Nomura Japanese brokerage firm believes the Sovereign Gold Bond (SGB) scheme may have a higher chance of succeeding and would potentially cut India’s gold import bill.

It says, “the SGB scheme may have a higher chance of succeeding, as it is sovereign- backed and provides an attractive investment option for households that would like to hold gold as part of their investment portfolio and earn a coupon along the way.”

Below are the 5 factors that make it attractive

1) Interest rates: All other gold investing instruments only offer returns tracking gold prices. However, sovereign bonds look to offer interest rates over and above the capital gains on account of price rise. It could go up to 3% per annum.

2) Loan against bond: While individuals can hold the bond and earn interest and capital gains over the term of the investment, in need of money they can even go to a bank and offer the bond as collateral to take loan against it at a loan-to-value ratio permitted by RBI.

3) Distribution cost: The details of the scheme state that all cost relating to distribution and sales commission that will be borne by the issuing agency will be reimbursed by the government.

4) Tax benefits: the government has proposed to announce tax benefits on capital gains in the upcoming budget 2016-17.

5) Liquidity: While the minimum tenor of the bond is likely to be 5-7 years, the bonds can be sold anytime as they would be traded on exchanges and thus will allow easy exits.

Gold monetisation scheme

While India is a huge importer of gold, the government, in a bid to reduce imports of the yellow metal, has proposed the gold monetisation scheme that aims to bring domestically held gold into circulation by encouraging individuals to get the metal melted, deposit it with banks and also earn interest on it.

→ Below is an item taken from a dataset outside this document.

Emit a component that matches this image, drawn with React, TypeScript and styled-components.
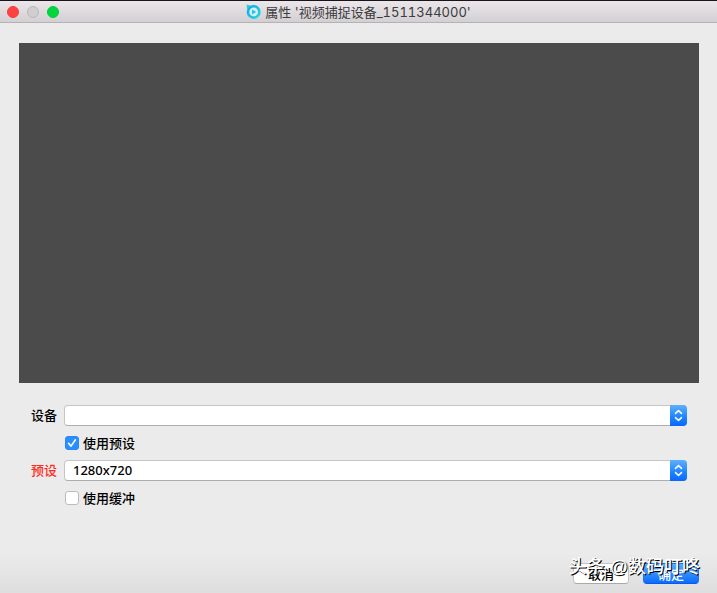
import React, { useState } from "react";
import styled, { createGlobalStyle } from "styled-components";

const GlobalStyle = createGlobalStyle`
  *, *::before, *::after { box-sizing: border-box; }
  body {
    margin: 0;
    background: #ebebeb;
    color: #000;
    font: 13px/20px "Noto Sans", "Noto Sans CJK SC", sans-serif;
  }
`;

const Window = styled.div`
  position: relative;
  display: flex;
  flex-direction: column;
  min-height: 100vh;
  background: linear-gradient(to top, #dedede, #ebebeb 40px);
`;

const TitleBar = styled.header`
  display: flex;
  align-items: center;
  height: 23px;
  padding: 0 7px;
  border-top: 1px solid #1a1418;
  border-bottom: 1px solid #b4b2b4;
  background: linear-gradient(#eae6ea, #d3d0d3);
`;

const Lights = styled.div`
  display: flex;
  flex: 1;
  gap: 8px;
`;

const Light = styled.button<{ $fill: string; $edge: string }>`
  width: 12px;
  height: 12px;
  padding: 0;
  border: 1px solid ${(p) => p.$edge};
  border-radius: 50%;
  background: ${(p) => p.$fill};
`;

const Title = styled.h1`
  display: flex;
  align-items: center;
  gap: 4px;
  margin: 0;
  color: #3c3a3c;
  font: 13px/20px "Inter", "Noto Sans CJK SC", sans-serif;
  font-variant-numeric: tabular-nums;
  white-space: pre;
`;

const Spacer = styled.div`
  flex: 1;
`;

const Preview = styled.section`
  height: 340px;
  margin: 20px 18px 0 19px;
  background: #4b4b4b;
`;

const Form = styled.form`
  display: flex;
  flex: 1;
  flex-direction: column;
  margin-top: 22px;
`;

const Fields = styled.div`
  display: grid;
  grid-template-columns: 27px 1fr;
  column-gap: 7px;
  row-gap: 7px;
  padding: 0 30px;
`;

const FieldLabel = styled.label<{ $alert?: boolean }>`
  color: ${(p) => (p.$alert ? "#ff2a1c" : "#000")};
  font-weight: 500;
  text-align: right;
  white-space: nowrap;
`;

const SelectBox = styled.div`
  display: flex;
  height: 21px;
  border: 1px solid #c6c6c6;
  border-bottom-color: #adadad;
  border-radius: 4px;
  background: #fff;
`;

const Select = styled.select`
  flex: 1;
  min-width: 0;
  padding: 0 8px;
  border: 0;
  appearance: none;
  outline: none;
  background: transparent;
  color: #000;
  font: 500 13px/19px "Noto Sans", "Noto Sans CJK SC", sans-serif;
`;

const Stepper = styled.span`
  display: flex;
  align-items: center;
  justify-content: center;
  width: 17px;
  margin: -1px;
  border-radius: 0 4px 4px 0;
  background: linear-gradient(#5fb0fb, #1c83fe 60%, #0a66ff);
  pointer-events: none;
`;

const CheckRow = styled.label`
  display: flex;
  grid-column: 2;
  align-items: center;
  gap: 4px;
  height: 20px;
  padding-left: 1px;
  font-weight: 500;
`;

const CheckFrame = styled.span`
  display: grid;
  width: 14px;
  height: 14px;

  & > * {
    grid-area: 1 / 1;
  }
`;

const Check = styled.input`
  width: 14px;
  height: 14px;
  margin: 0;
  border: 1px solid #bcbcbc;
  border-radius: 3px;
  appearance: none;
  background: #fff;

  &:checked {
    border-color: #2389fb;
    background: #2a8ffc;
  }
  & + svg {
    visibility: hidden;
    pointer-events: none;
  }
  &:checked + svg {
    visibility: visible;
  }
`;

const Actions = styled.footer`
  display: flex;
  justify-content: flex-end;
  gap: 14px;
  margin-top: auto;
  padding: 0 18px 9px;
`;

const Button = styled.button<{ $primary?: boolean }>`
  width: 56px;
  height: 21px;
  padding: 0;
  border: 1px solid ${(p) => (p.$primary ? "#1474f5" : "#c4c4c4")};
  border-bottom-color: ${(p) => (p.$primary ? "#075be8" : "#a9a9a9")};
  border-radius: 4px;
  background: ${(p) => (p.$primary ? "linear-gradient(#5aacfb, #0a6cff)" : "#fff")};
  color: ${(p) => (p.$primary ? "#fff" : "#000")};
  font: 500 13px/19px "Noto Sans CJK SC", sans-serif;
`;

const Watermark = styled.div`
  position: absolute;
  right: 17px;
  bottom: 12px;
  color: #fff;
  font: 500 18px/28px "Liberation Sans", "Noto Sans CJK SC", sans-serif;
  text-shadow: 1px 1px 0 #000;
  white-space: nowrap;
  pointer-events: none;
`;

const AppLogo = () => (
  <svg width="15" height="15" viewBox="0 0 15 15" aria-hidden="true">
    <defs>
      <linearGradient id="ring" x1="0" y1="0" x2="1" y2="1">
        <stop offset="0" stopColor="#14a4f4" />
        <stop offset="1" stopColor="#20d8dc" />
      </linearGradient>
    </defs>
    <path d="M0.6 0.5 4.5 1.4 1.1 5.4Z" fill="#20d8b8" />
    <circle cx="7.7" cy="7.9" r="5.7" fill="#d4eef6" stroke="url(#ring)" strokeWidth="2.6" />
    <path d="M6 5.4 10.2 7.9 6 10.4Z" fill="#26c4ea" />
  </svg>
);

const Arrows = () => (
  <svg width="9" height="13" viewBox="0 0 9 13" fill="none" stroke="#fff" strokeWidth="1.5" strokeLinecap="round" strokeLinejoin="round" aria-hidden="true">
    <path d="M1.5 4.4 4.5 1.6 7.5 4.4M1.5 8.6 4.5 11.4 7.5 8.6" />
  </svg>
);

const Tick = () => (
  <svg width="14" height="14" viewBox="0 0 14 14" fill="none" stroke="#fff" strokeWidth="1.6" strokeLinecap="round" strokeLinejoin="round" aria-hidden="true">
    <path d="M3.6 7.4 6 10.1 10.4 3.8" />
  </svg>
);

function Dropdown({ id, options }: { id: string; options: string[] }) {
  return (
    <SelectBox>
      <Select id={id}>
        {options.map((o) => (
          <option key={o}>{o}</option>
        ))}
      </Select>
      <Stepper>
        <Arrows />
      </Stepper>
    </SelectBox>
  );
}

function CheckField({ text, initial }: { text: string; initial: boolean }) {
  const [on, setOn] = useState(initial);
  return (
    <CheckRow>
      <CheckFrame>
        <Check type="checkbox" checked={on} onChange={() => setOn(!on)} />
        <Tick />
      </CheckFrame>
      {text}
    </CheckRow>
  );
}

export default function App() {
  return (
    <>
      <GlobalStyle />
      <Window>
        <TitleBar>
          <Lights>
            <Light $fill="#ff4242" $edge="#f23c3e" aria-label="关闭" />
            <Light $fill="#d0ced0" $edge="#b9b7b9" aria-label="最小化" />
            <Light $fill="#00d73f" $edge="#08c83c" aria-label="缩放" />
          </Lights>
          <Title>
            <AppLogo />
            属性 '视频捕捉设备_1511344000'
          </Title>
          <Spacer />
        </TitleBar>
        <Preview />
        <Form onSubmit={(e) => e.preventDefault()}>
          <Fields>
            <FieldLabel htmlFor="device">设备</FieldLabel>
            <Dropdown id="device" options={[""]} />
            <CheckField text="使用预设" initial />
            <FieldLabel htmlFor="preset" $alert>预设</FieldLabel>
            <Dropdown id="preset" options={["1280x720"]} />
            <CheckField text="使用缓冲" initial={false} />
          </Fields>
          <Actions>
            <Button type="button">取消</Button>
            <Button type="submit" $primary>确定</Button>
          </Actions>
        </Form>
        <Watermark>头条 @数码叮咚</Watermark>
      </Window>
    </>
  );
}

“The gold monetisation scheme is aimed to mobilise the surplus gold holdings held with Indian households and institutions as deposits. Under the scheme, gold lying idle with people can be deposited in banks and generate interest. The return from these deposits is totally tax free. The deposited gold will be melted and make available for jewellers as raw material so as to restrict the increased dependence of imported gold,” said Hareesh V, research head, Geofin Comtrade.

According to reports, the government is planning to launch the gold monetisation scheme around Diwali with an interest rate of 1.5-2 per cent on gold deposits, however, the timing of the launch will be decided in consultations with the Reserve Bank.

“Since India is one of the biggest consumers of the yellow metal, the approved scheme will help the nation unlock the gold kept in households and bring it in the investment platform for consumers benefit. The scheme will be a big boost, reducing gold imports, in turn lowering the current account deficit, Naveen Mathur, associate director, commodities & currencies, Angel Broking said.

Below are the three important aspects of the scheme.

1) Interest rate: The new scheme which is on the lines of GDS 1999 seeks to offer a higher interest rate. While the 1999 scheme offered interest between 0.75 per cent and 1 per cent for tenures between three to five years, the new scheme can offer up to 2 per cent.

2) Minimum deposit and tenor: The scheme would allow individuals to deposit a minimum of 30 grams of gold bullion in the account and it can be deposited for a short-term (one to three years); medium-term (five to seven years) and long-term (12-15 years).

3) Gold deposit and redemption: Jewellery and coins held by individuals will have to be taken to the purity testing centre and will have to be melted before they can be deposited into the gold account. While redemption in case of short term deposits can be done in either cash or gold, in case of medium and long term it would be only cash.